Notons le choix des mots. D’un côté une « man­i­fes­tante », qui donc use d’un droit légal et est vic­time d’une « expul­sion vio­lente ». De l’autre un « mil­i­tant », quelqu’un de poli­tisé, qui vient sci­em­ment s’ex­pos­er à des pour­suites, cible d’une « évac­u­a­tion mus­clée ». Le choix des mots sug­gère une min­imi­sa­tion de l’é­vac­u­a­tion côté Macron, alors que dans les deux cas il s’ag­it d’une manœu­vre banale, que n’im­porte quel ser­vice d’or­dre aurait menée à bien avec plus ou moins de pres­sion physique.

Relais télévisuel

Néan­moins, inter­rompre Marine Le Pen c’est « lut­ter con­tre le fas­cisme » (sic) et s’of­frir à bon compte la sym­pa­thie des médias en place. Notre héroïne de l’an­tifas­cisme a donc pu se pay­er un pas­sage dans Touche pas à mon poste quelques jours après son action. Sans sur­prise, elle se place dans la posi­tion de la vic­time, alors que son traite­ment aurait été iden­tique partout ailleurs.

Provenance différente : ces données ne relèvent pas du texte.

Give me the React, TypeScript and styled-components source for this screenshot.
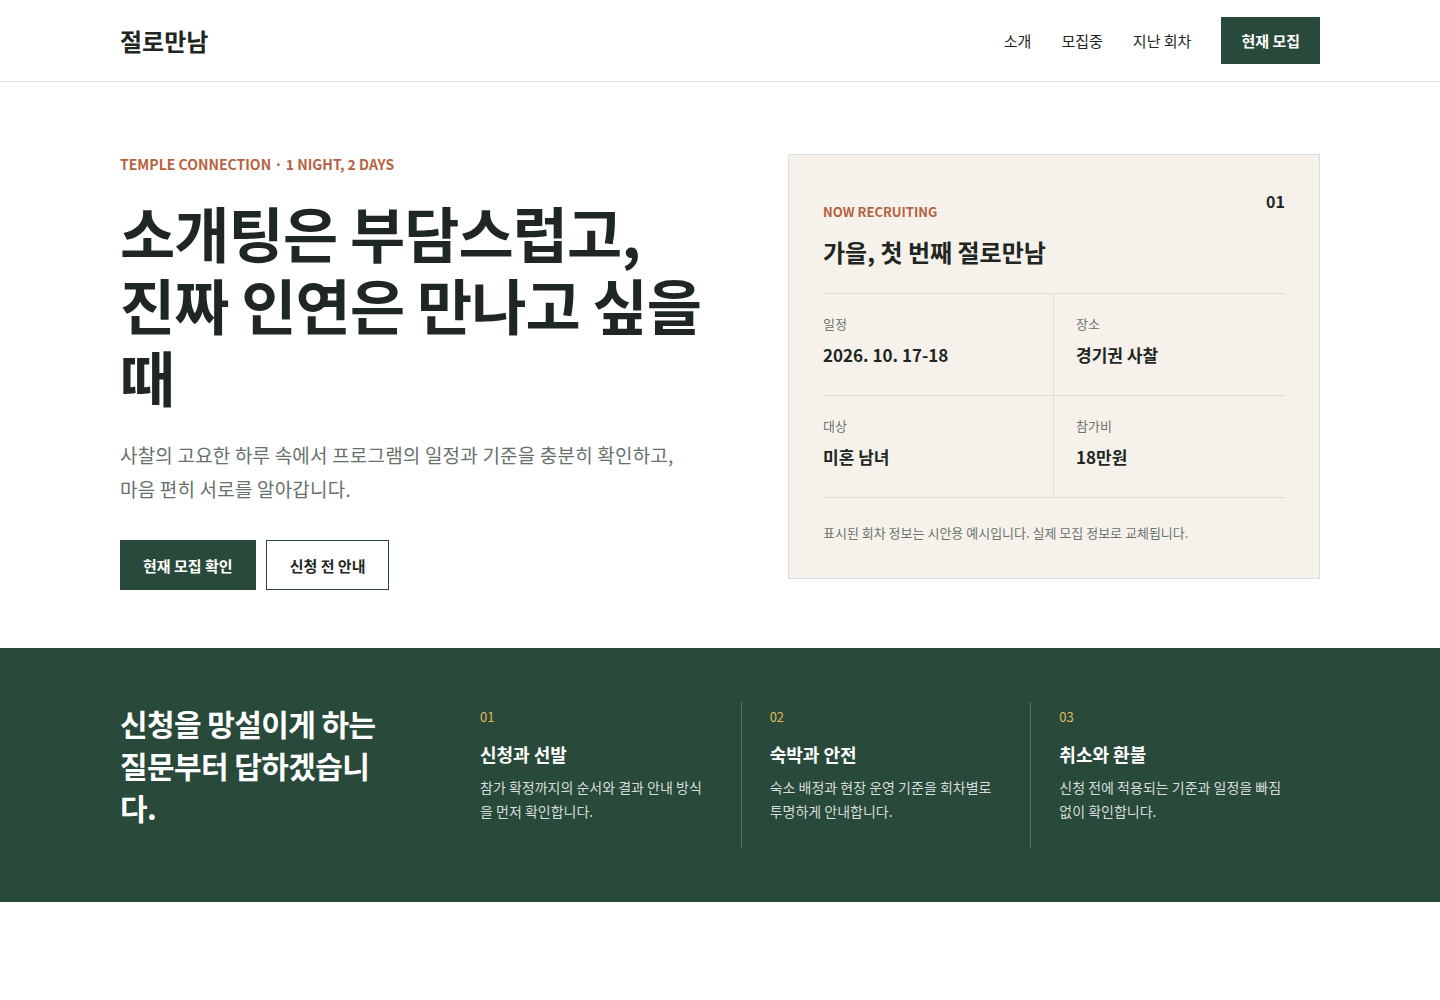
import React from 'react';
import styled, { createGlobalStyle } from 'styled-components';

const GlobalStyle = createGlobalStyle`
  * { box-sizing: border-box; }
  body {
    margin: 0;
    background: #fff;
    color: #1e2723;
    font-family: "Noto Sans CJK KR", "Noto Sans", sans-serif;
  }
  h1, h2, h3, p { margin: 0; }
`;

const Container = styled.div`
  width: 1200px;
  margin: 0 auto;
`;

const Header = styled.header`
  border-bottom: 1px solid #e3e3e3;
`;

const HeaderInner = styled(Container)`
  display: flex;
  align-items: center;
  justify-content: space-between;
  padding: 17px 0;
`;

const Logo = styled.div`
  font-size: 24px;
  font-weight: 700;
`;

const Nav = styled.nav`
  display: flex;
  align-items: center;
  gap: 30px;
`;

const NavLink = styled.a`
  font-size: 15px;
  color: #1e2723;
  text-decoration: none;
`;

const Button = styled.a<{ $variant?: 'solid' | 'outline'; $height?: number }>`
  display: inline-flex;
  align-items: center;
  justify-content: center;
  height: ${(p) => p.$height ?? 50}px;
  padding: 0 ${(p) => (p.$height ? 19 : p.$variant === 'outline' ? 23 : 22)}px;
  font-size: 15px;
  font-weight: 700;
  text-decoration: none;
  border: 1px solid #294a3a;
  background: ${(p) => (p.$variant === 'outline' ? '#fff' : '#294a3a')};
  color: ${(p) => (p.$variant === 'outline' ? '#1e2723' : '#fff')};
`;

const Hero = styled(Container)`
  display: grid;
  grid-template-columns: 600px 532px;
  justify-content: space-between;
  align-items: start;
  padding: 72px 0 58px;
`;

const Eyebrow = styled.div<{ $size?: number }>`
  font-size: ${(p) => p.$size ?? 14}px;
  line-height: 20px;
  font-weight: 700;
  color: #b5623f;
`;

const Title = styled.h1`
  margin-top: 22px;
  font-size: 60px;
  line-height: 72px;
  font-weight: 700;
  letter-spacing: -0.015em;
  word-break: keep-all;
  color: #1e2723;
`;

const Lead = styled.p`
  margin-top: 26px;
  font-size: 19px;
  line-height: 34px;
  letter-spacing: 0.01em;
  color: #67716c;
`;

const Actions = styled.div`
  display: flex;
  gap: 10px;
  margin-top: 34px;
`;

const Card = styled.aside`
  background: #f6f2eb;
  border: 1px solid #d8dfda;
  padding: 33px 34px 35px;
`;

const CardHead = styled.div`
  display: flex;
  justify-content: space-between;
  align-items: flex-start;
`;

const CardHeadText = styled.div`
  padding-top: 14px;
`;

const CardTitle = styled.h2`
  margin-top: 13px;
  font-size: 24px;
  line-height: 34px;
  font-weight: 700;
`;

const CardNum = styled.div`
  font-size: 16px;
  font-weight: 700;
  line-height: 24px;
  padding-top: 1px;
`;

const InfoGrid = styled.div`
  display: grid;
  grid-template-columns: 230px 1fr;
  margin-top: 24px;
  border-bottom: 1px solid #dcdfd8;
`;

const InfoCell = styled.div<{ $right?: boolean }>`
  height: 102px;
  border-top: 1px solid #dcdfd8;
  padding: 20px 0 0 ${(p) => (p.$right ? 22 : 0)}px;
  border-left: ${(p) => (p.$right ? '1px solid #dcdfd8' : 'none')};
`;

const InfoLabel = styled.div`
  font-size: 13px;
  line-height: 20px;
  color: #6c736e;
`;

const InfoValue = styled.div`
  margin-top: 8px;
  font-size: 17px;
  line-height: 26px;
  font-weight: 700;
`;

const Note = styled.p`
  margin-top: 25px;
  font-size: 13px;
  line-height: 20px;
  color: #6c736e;
`;

const FaqSection = styled.section`
  background: #294a3a;
  color: #fff;
`;

const FaqInner = styled(Container)`
  display: grid;
  grid-template-columns: 331px repeat(3, 1fr);
  align-items: start;
  padding: 54px 0;
`;

const FaqHeading = styled.h2`
  max-width: 270px;
  font-size: 30px;
  line-height: 42px;
  font-weight: 700;
  letter-spacing: -0.02em;
`;

const FaqItem = styled.div<{ $first?: boolean }>`
  padding: 5px 28px 25px ${(p) => (p.$first ? 29 : 28)}px;
  border-left: ${(p) => (p.$first ? 'none' : '1px solid rgba(255,255,255,0.22)')};
`;

const FaqNum = styled.div`
  font-size: 13px;
  line-height: 20px;
  color: #e2b75a;
`;

const FaqTitle = styled.h3`
  margin-top: 14px;
  font-size: 18px;
  line-height: 26px;
  font-weight: 700;
`;

const FaqText = styled.p`
  margin-top: 8px;
  font-size: 14px;
  line-height: 24px;
  color: rgba(255, 255, 255, 0.82);
`;

const info = [
  { label: '일정', value: '2026. 10. 17-18' },
  { label: '장소', value: '경기권 사찰' },
  { label: '대상', value: '미혼 남녀' },
  { label: '참가비', value: '18만원' },
];

const faqs = [
  { num: '01', title: '신청과 선발', text: '참가 확정까지의 순서와 결과 안내 방식을 먼저 확인합니다.' },
  { num: '02', title: '숙박과 안전', text: '숙소 배정과 현장 운영 기준을 회차별로 투명하게 안내합니다.' },
  { num: '03', title: '취소와 환불', text: '신청 전에 적용되는 기준과 일정을 빠짐없이 확인합니다.' },
];

const App: React.FC = function() {
  return (
    <>
      <GlobalStyle />
      <Header>
        <HeaderInner>
          <Logo>절로만남</Logo>
          <Nav>
            <NavLink href="#">소개</NavLink>
            <NavLink href="#">모집중</NavLink>
            <NavLink href="#">지난 회차</NavLink>
            <Button href="#" $height={47}>현재 모집</Button>
          </Nav>
        </HeaderInner>
      </Header>

      <Hero>
        <div>
          <Eyebrow>TEMPLE CONNECTION · 1 NIGHT, 2 DAYS</Eyebrow>
          <Title>소개팅은 부담스럽고, 진짜 인연은 만나고 싶을 때</Title>
          <Lead>
            사찰의 고요한 하루 속에서 프로그램의 일정과 기준을 충분히 확인하고,
            <br />
            마음 편히 서로를 알아갑니다.
          </Lead>
          <Actions>
            <Button href="#">현재 모집 확인</Button>
            <Button href="#" $variant="outline">신청 전 안내</Button>
          </Actions>
        </div>

        <Card>
          <CardHead>
            <CardHeadText>
              <Eyebrow $size={13}>NOW RECRUITING</Eyebrow>
              <CardTitle>가을, 첫 번째 절로만남</CardTitle>
            </CardHeadText>
            <CardNum>01</CardNum>
          </CardHead>
          <InfoGrid>
            {info.map((item, i) => (
              <InfoCell key={item.label} $right={i % 2 === 1}>
                <InfoLabel>{item.label}</InfoLabel>
                <InfoValue>{item.value}</InfoValue>
              </InfoCell>
            ))}
          </InfoGrid>
          <Note>표시된 회차 정보는 시안용 예시입니다. 실제 모집 정보로 교체됩니다.</Note>
        </Card>
      </Hero>

      <FaqSection>
        <FaqInner>
          <FaqHeading>신청을 망설이게 하는 질문부터 답하겠습니다.</FaqHeading>
          {faqs.map((faq, i) => (
            <FaqItem key={faq.num} $first={i === 0}>
              <FaqNum>{faq.num}</FaqNum>
              <FaqTitle>{faq.title}</FaqTitle>
              <FaqText>{faq.text}</FaqText>
            </FaqItem>
          ))}
        </FaqInner>
      </FaqSection>
    </>
  );
};

export default App;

Puis, entre deux appels à aller vot­er écol­o­giste aux lég­isla­tives, elle nous dit que « Marine Le Pen veut sup­primer l’IVG ». Une infor­ma­tion qu’un sim­ple tour sur le site de la cam­pagne de la can­di­date per­met d’éven­ter, mais qui dans ce cas ne trou­ve que le silence des chroniqueurs. Le hasard étant par­fois ironique, c’est Gilles Verdez, vis­i­ble­ment pris d’un moment de lucid­ité, qui évoque l’é­vac­u­a­tion mus­clée de Stras­bourg, per­me­t­tant de met­tre un instant le doigt sur un deux poids deux mesures qui ne sur­prend personne.

Le coup de pied de l’âne

Jamais avare en réac­tions, Christophe Cas­tan­er a réa­gi à l’ex­pul­sion de la mil­i­tante écol­o­giste en déclarant : « La vérité qui dérange, on la sort de la salle ». Une phrase qu’on pour­rait presque appli­quer au traite­ment médi­a­tique des affaires McK­in­sey et Roth­schild.